# Understanding relation between energy use, watts and amps

I'm looking into air conditioners and I've been unable to fully understand the relation between watts, amps and the energy ratings (in this case, the one used in the United States, the yellow Energy Guide label).

Both are 115 V.

Air conditioner 1: 8000 BTU, it is listed as 660 W cooling power, 6.2 A cooling current. The yellow label Energy Guide lists yearly costs at $65. The energy efficiency ratio is 12. Air conditioner 2: 9500 BTU, it is listed as 920 W cooling power, 11.5 A cooling current. The yellow label Energy Guide lists yearly costs at$50. The energy efficiency ratio is 13.8.

Questions:

• Why in both air conditioners the amps is not equal to watts divided by 115 volts? 660 / 115 = 5.74 A and 920 / 115 = 8 A.

• The air conditioner 1 clearly uses less energy than air conditioner 2. However air conditioner 2 is listed as cheaper in yearly costs. Maybe it has to do with the way it cools the room, using less energy over time? But then why watts are higher, if the energy consumption is lower?

Thanks for helping me understanding this!

• Does this answer your question? Input power rating on power supplies - how does max amp draw apply to 220V Commented Jun 5, 2020 at 14:06
• in short: it's average vs peak. Commented Jun 5, 2020 at 14:06
• What are the efficiency ratings? Usually given in SEER. Commented Jun 5, 2020 at 14:25
• 8000 BTU/hr is 2344w, so 660W is probably the power consumption and not the cooling power. In this case the nominal coefficient of performance would be 2344/660 = 3.5, which is reason for a cheaper AC unit. Commented Jun 5, 2020 at 14:32
• @LShaver air conditioner 1 is 12.0 and air conditioner 2 is 13.8. I don't know what they mean. Commented Jun 5, 2020 at 15:02

Why in both air conditioners the amps is not equal to watts divided by 115 volts? 660 / 115 = 5.74 A and 920 / 115 = 8 A.

Simply because you AC units have a power factor less than unity. The "W/V = A" is only true for DC circuits and AC circuits provided the load looks resistive to the source (i.e. it has a power factor equal to 1). The compressor in these units are typically inductive in nature; newer units are powered be variable-frequency invertors with active power factor correction so they are (almost) resistive loads and the "W/V=A" formula will approximate this case well.

The air conditioner 1 clearly uses less energy than air conditioner 2. However air conditioner 2 is listed as cheaper in yearly costs. Maybe it has to do with the way it cools the room, using less energy over time? But then why watts are higher, if the energy consumption is lower?
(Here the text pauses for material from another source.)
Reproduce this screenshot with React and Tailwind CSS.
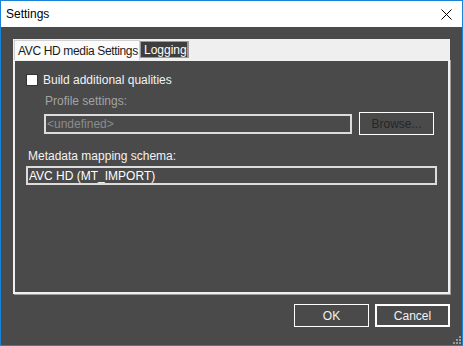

The "energy savings" language is purely marketing. Only until you include the full context (climate, hours used per day, cost of kWh, set temperature, room insulation, ect.) can you make a proper comparison.

The objective measures are: watts, seer rating and BTU's/h. The way you want to size your unit is based on the BTU's/h that will be required. Figuring out how many BTU's/h is beyond the scope of this questing but there are calculators for this. You need, at minimum, the room size, number of windows, and you climate zone. Next, you want the unit that draws the least power for the BTU/h requirement. Also, you don't want to oversize the unit thinking that's going to work better, what happens is a big ass unit will cool the room very quickly, but won't remove much humidity. So than your stuck sitting in a cold, clammy room that's not comfortable.

Obviously other factors will play a roll in your selection besides efficiency. The brand matters too. Some units are more reliable than others. What good is little more efficiency if your system breaks down every other month?

• While the "energy saving" label is marketspeek, A/C units pretty much do have different efficiencies and for particular case the difference can be as much as twice (or more, if we talk about heating). I am not familiar with US efficiency marks, but EU ones have honest measurements to back them. Commented Feb 5 at 8:26

The Energy Guide numbers include a range of assumptions about room size, annual hours of operation, and cooling load. The manufacturers have to include values for standby power consumption as well. All of this means that while watts, amps, and volts are fundamentally related, the values reported on the label aren't. They are the result of specific testing requirements and reporting criteria that manufacturers must adhere to.

What you can assume is that in a similar application (such as the same room in your house) air conditioner (2) will cost you about 30% less to operate annually than air conditioner (1):

($65 -$50) / \$50 = 30%

Here you'll find that assumed annual operation is 750 hours. More specifics are found in Appendix F to Subpart B of Part 430—Uniform Test Method for Measuring the Energy Consumption of Room Air Conditioners, which references ANSI/AHAM RAC-1-2015 Room Air Conditioners, the testing standard that manufacturers need to follow when developing the numbers that go on the label.